Some 1080p content exceeds those bitrates, AVC which is the second line is uncompressed so off a Blu Ray it will be 25-40Mbps. H264 encodes are typically around 10-15Mbps, but some go higher. 720p encodes won't exceed such rates.

Secondly many rips of films on the internet were done in profile 5.1 (scenesters fault, there was no reason to rip in 5.1, they were just uneducated about hardware support), this is a hardware limitation, the PS3 only does up to profile 4.1 as well, so those encodes need to be transcoded.

The Media Center Extender IIRC will transcode any content that needs to be, Windows 7 ships with the H264 codec so it can encode. This is the reason streaming from Windows 7 works out of the box, and Windows Vista didn't.

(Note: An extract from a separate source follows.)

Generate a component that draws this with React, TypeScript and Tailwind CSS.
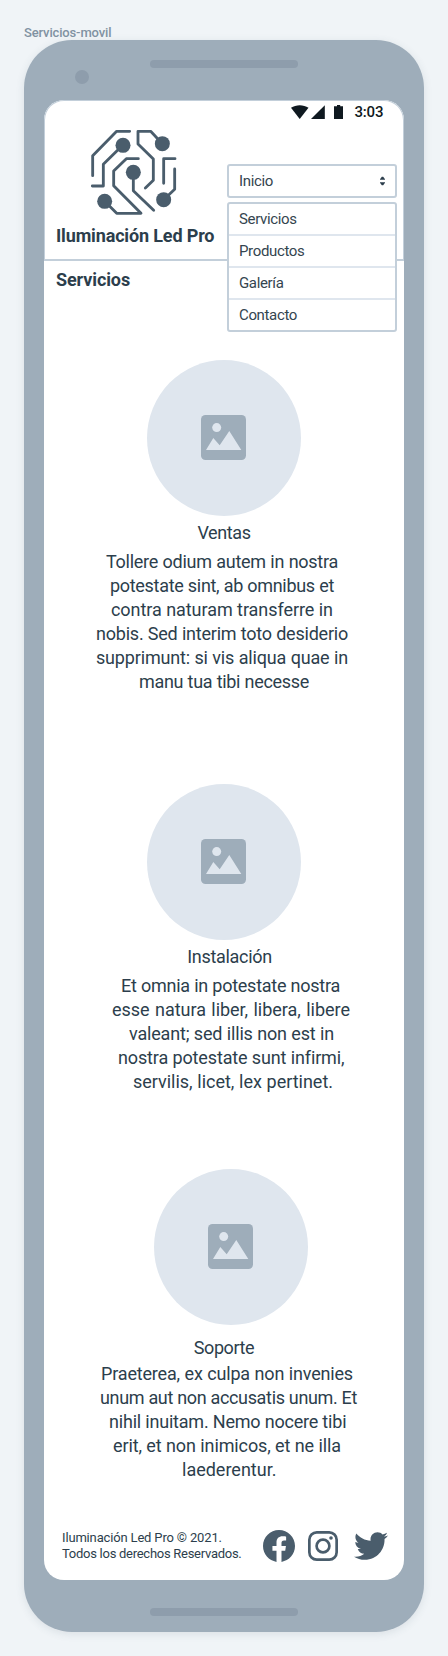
import React from "react";

type Line = { text: string; className: string };

function Lines({ lines }: { lines: Line[] }) {
  return (
    <p className="text-[18px] leading-6">
      {lines.map((line) => (
        <span
          key={line.text}
          className={`block whitespace-nowrap [text-align-last:justify] ${line.className}`}
        >
          {line.text}
        </span>
      ))}
    </p>
  );
}

function Picture() {
  return (
    <div className="flex h-[156px] w-[154px] items-center justify-center rounded-[50%] bg-[#dfe6ee]">
      <svg width="45" height="45" viewBox="0 0 45 45" className="mr-px mb-px">
        <rect width="45" height="45" rx="4.5" fill="#9eadba" />
        <circle cx="15.7" cy="12.6" r="4.5" fill="#dfe6ee" />
        <path d="M5 35L12.3 23L18.7 30.3L28.3 16L40.3 35Z" fill="#dfe6ee" />
      </svg>
    </div>
  );
}

function Logo() {
  return (
    <svg width="110" height="105" viewBox="0 0 330 315" className="ml-[35px]">
      <g fill="none" stroke="#4a5d6c" strokeWidth="8.5" strokeLinecap="round" strokeLinejoin="round">
        <path d="M149 34H110L38 107V167" />
        <path d="M37 198H70V133L128 76" />
        <path d="M247 71L212 34H174V72L220 117V181L196 204" />
        <path d="M285 116H251V190" />
        <path d="M284 147V208L251 239" />
        <path d="M175 116H139L101 153V197L183 280H110L74 244" />
        <path d="M160 157V212L221 271" />
      </g>
      <g fill="#4a5d6c">
        <circle cx="129" cy="76" r="22.5" />
        <circle cx="247" cy="71" r="22.5" />
        <circle cx="160" cy="157" r="22.5" />
        <circle cx="74" cy="244" r="22.5" />
        <circle cx="251" cy="239" r="22.5" />
      </g>
    </svg>
  );
}

function StatusBar() {
  return (
    <div className="flex h-5 items-center pl-[246px] text-[#0f1920]">
      <svg width="54" height="14" viewBox="0 0 54 14" fill="currentColor" className="mt-0.5">
        <path d="M0 2.8C5-.7 12.5-.7 17.5 2.8L8.7 14Z" />
        <path d="M20 14L33.8 .3V14Z" />
        <path d="M43 1.2H46V0H49.2V1.2H52V14H43Z" />
      </svg>
      <span className="mt-0.5 ml-[9.5px] w-[28px] whitespace-nowrap text-[15px] leading-5 font-medium tracking-[-0.2px]">
        3:03
      </span>
    </div>
  );
}

function Menu() {
  const items = ["Servicios", "Productos", "Galería", "Contacto"];
  return (
    <nav className="absolute top-[64px] left-[183px] w-[170px] text-[15px] tracking-[-0.35px] text-[#34454f]">
      <div className="flex h-[34px] items-center justify-between rounded-[3px] border-2 border-[#c3cfda] bg-white pr-2.5 pl-2.5">
        <span>Inicio</span>
        <svg width="5" height="10" viewBox="0 0 5 10" fill="#2c3e4c">
          <path d="M0 3.2L1.8.8H3.2L5 3.2V3.8H0Z" />
          <path d="M0 6.8L1.8 9.2H3.2L5 6.8V6.2H0Z" />
        </svg>
      </div>
      <ul className="mt-1 divide-y-2 divide-[#dfe6ee] rounded-[3px] border-2 border-[#c3cfda] bg-white">
        {items.map((item) => (
          <li key={item} className="box-content h-[30px] pl-2.5 leading-[30px]">
            {item}
          </li>
        ))}
      </ul>
    </nav>
  );
}

const ventas: Line[] = [
  { text: "Tollere odium autem in nostra", className: "ml-[62px] w-[232px] tracking-[-0.27px]" },
  { text: "potestate sint, ab omnibus et", className: "ml-[66px] w-[224px] tracking-[-0.3px]" },
  { text: "contra naturam transferre in", className: "ml-[67px] w-[222px] tracking-[-0.06px]" },
  { text: "nobis. Sed interim toto desiderio", className: "ml-[52px] w-[252px] tracking-[-0.22px]" },
  { text: "supprimunt: si vis aliqua quae in", className: "ml-[52px] w-[252px] tracking-[-0.17px]" },
  { text: "manu tua tibi necesse", className: "ml-[95px] w-[170px] tracking-[-0.3px]" },
];

const instalacion: Line[] = [
  { text: "Et omnia in potestate nostra", className: "ml-[77px] w-[219px] tracking-[-0.25px]" },
  { text: "esse natura liber, libera, libere", className: "ml-[68px] w-[238px] tracking-[-0.02px]" },
  { text: "valeant; sed illis non est in", className: "ml-[85px] w-[205px] tracking-[-0.17px]" },
  { text: "nostra potestate sunt infirmi,", className: "ml-[74px] w-[226px] tracking-[-0.13px]" },
  { text: "servilis, licet, lex pertinet.", className: "ml-[89px] w-[200px] tracking-[-0.02px]" },
];

const soporte: Line[] = [
  { text: "Praeterea, ex culpa non invenies", className: "ml-[57px] w-[252px] tracking-[-0.17px]" },
  { text: "unum aut non accusatis unum. Et", className: "ml-[56px] w-[257px] tracking-[-0.33px]" },
  { text: "nihil inuitam. Nemo nocere tibi", className: "ml-[65px] w-[237px] tracking-[-0.2px]" },
  { text: "erit, et non inimicos, et ne illa", className: "ml-[69px] w-[228px] tracking-[-0.11px]" },
  { text: "laederentur.", className: "ml-[138px] w-[96px]" },
];

function Footer() {
  return (
    <footer className="mt-[48px] flex items-start pl-[18px]">
      <p className="w-[201px] text-[13px] leading-4 whitespace-nowrap">
        <span className="block tracking-[-0.16px]">Iluminación Led Pro © 2021.</span>
        <span className="block tracking-[-0.27px]">Todos los derechos Reservados.</span>
      </p>
      <div className="flex h-8 items-center text-[#4a5d6c]">
        <svg width="32" height="32" viewBox="0 0 24 24" fill="currentColor">
          <path d="M24 12.073c0-6.627-5.373-12-12-12s-12 5.373-12 12c0 5.99 4.388 10.954 10.125 11.854v-8.385H7.078v-3.47h3.047V9.43c0-3.007 1.792-4.669 4.533-4.669 1.312 0 2.686.235 2.686.235v2.953H15.83c-1.491 0-1.956.925-1.956 1.874v2.25h3.328l-.532 3.47h-2.796v8.385C19.612 23.027 24 18.062 24 12.073z" />
        </svg>
        <svg width="30" height="30" viewBox="0 0 30 30" fill="none" stroke="currentColor" strokeWidth="2.7" className="ml-[13px]">
          <rect x="1.35" y="1.35" width="27.3" height="27.3" rx="7.4" />
          <circle cx="15" cy="15" r="6.4" />
          <circle cx="23" cy="7" r="1.8" fill="currentColor" stroke="none" />
        </svg>
        <svg width="34" height="34" viewBox="0 0 24 24" fill="currentColor" className="ml-4">
          <path d="M23.954 4.569c-.885.389-1.83.654-2.825.775 1.014-.611 1.794-1.574 2.163-2.723-.951.555-2.005.959-3.127 1.184-.896-.959-2.173-1.559-3.591-1.559-2.717 0-4.92 2.203-4.92 4.917 0 .39.045.765.127 1.124C7.691 8.094 4.066 6.13 1.64 3.161c-.427.722-.666 1.561-.666 2.475 0 1.71.87 3.213 2.188 4.096-.807-.026-1.566-.248-2.228-.616v.061c0 2.385 1.693 4.374 3.946 4.827-.413.111-.849.171-1.296.171-.314 0-.615-.03-.916-.086.631 1.953 2.445 3.377 4.604 3.417-1.68 1.319-3.809 2.105-6.102 2.105-.39 0-.779-.023-1.17-.067 2.189 1.394 4.768 2.209 7.557 2.209 9.054 0 13.999-7.496 13.999-13.986 0-.209 0-.42-.015-.63.961-.689 1.8-1.56 2.46-2.548l-.047-.02z" />
        </svg>
      </div>
    </footer>
  );
}

export default function App() {
  return (
    <div className="h-[1656px] w-[448px] overflow-hidden bg-[#f0f4f7] px-6 pt-[25px] font-[Roboto,'Liberation_Sans',sans-serif] text-[#2c3e4c]">
      <div className="h-[15px] text-[13px] leading-4 font-medium tracking-[-0.15px] text-[#8092a2]">Servicios-movil</div>
      <div className="h-[1592px] rounded-[48px] bg-[#9eadba] px-5 shadow-[0_2px_8px_rgba(60,80,100,0.12)]">
        <div className="flex h-[60px] items-start">
          <div className="mt-[30px] ml-[31px] size-[14px] rounded-full bg-[#8e9dac]" />
          <div className="mt-5 ml-[61px] h-2 w-[148px] rounded-full bg-[#8e9dac]" />
        </div>
        <main className="relative h-[1480px] w-[360px] rounded-[20px] bg-white">
          <header className="h-[161px] rounded-t-[20px] border border-b-2 border-[#c3cfda]">
            <StatusBar />
            <div className="-mt-px h-[105px]">
              <Logo />
            </div>
            <h1 className="mt-[-1px] ml-[11px] w-[158px] text-[18px] leading-6 font-bold tracking-[-0.15px] whitespace-nowrap [text-align-last:justify]">
              Iluminación Led Pro
            </h1>
          </header>
          <Menu />
          <h2 className="mt-[7px] ml-3 text-[18px] leading-6 font-bold tracking-[-0.1px]">Servicios</h2>

          <section className="mt-[68px]">
            <div className="ml-[103px]">
              <Picture />
            </div>
            <h3 className="mt-[5px] mb-[5px] text-center text-[18px] leading-6 tracking-[-0.4px]">Ventas</h3>
            <Lines lines={ventas} />
          </section>

          <section className="mt-[90px]">
            <div className="ml-[103px]">
              <Picture />
            </div>
            <h3 className="mt-[5px] mb-[5px] pl-[11px] text-center text-[18px] leading-6 tracking-[-0.3px]">Instalación</h3>
            <Lines lines={instalacion} />
          </section>

          <section className="mt-[75px]">
            <div className="ml-[110px]">
              <Picture />
            </div>
            <h3 className="mt-[11px] mb-[2px] text-center text-[18px] leading-6 tracking-[-0.4px]">Soporte</h3>
            <Lines lines={soporte} />
          </section>

          <Footer />
        </main>
        <div className="mx-auto mt-7 h-2 w-[148px] rounded-full bg-[#8e9dac]" />
      </div>
    </div>
  );
}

Yeah I can play mkv files by using a decent program called xenonmkv which simply transcodes the audio to 2 channel (no video transcoding) and puts it into the mp4 container, but the files it produces work perfectly streaming but not off of my usb drive.

The xbox likes to be really random though, I've had it refuse to play xvid files and I tried the same file 3 more times and it played. Its so goddamn touchy.

@ Unrealistic

If you have the MKV spitter installed it will work on the pc. if you install the divx it will allow streaming to the xbox as well. My son is watching Cars in 720p as we speak. lol

@ Viper

Thats the only problem. I had it MKV support under x64 but to get it working was way to much work and it was really hit and miss on steaming to the xbox. I ended up switching to 32bit and now it works perfectly.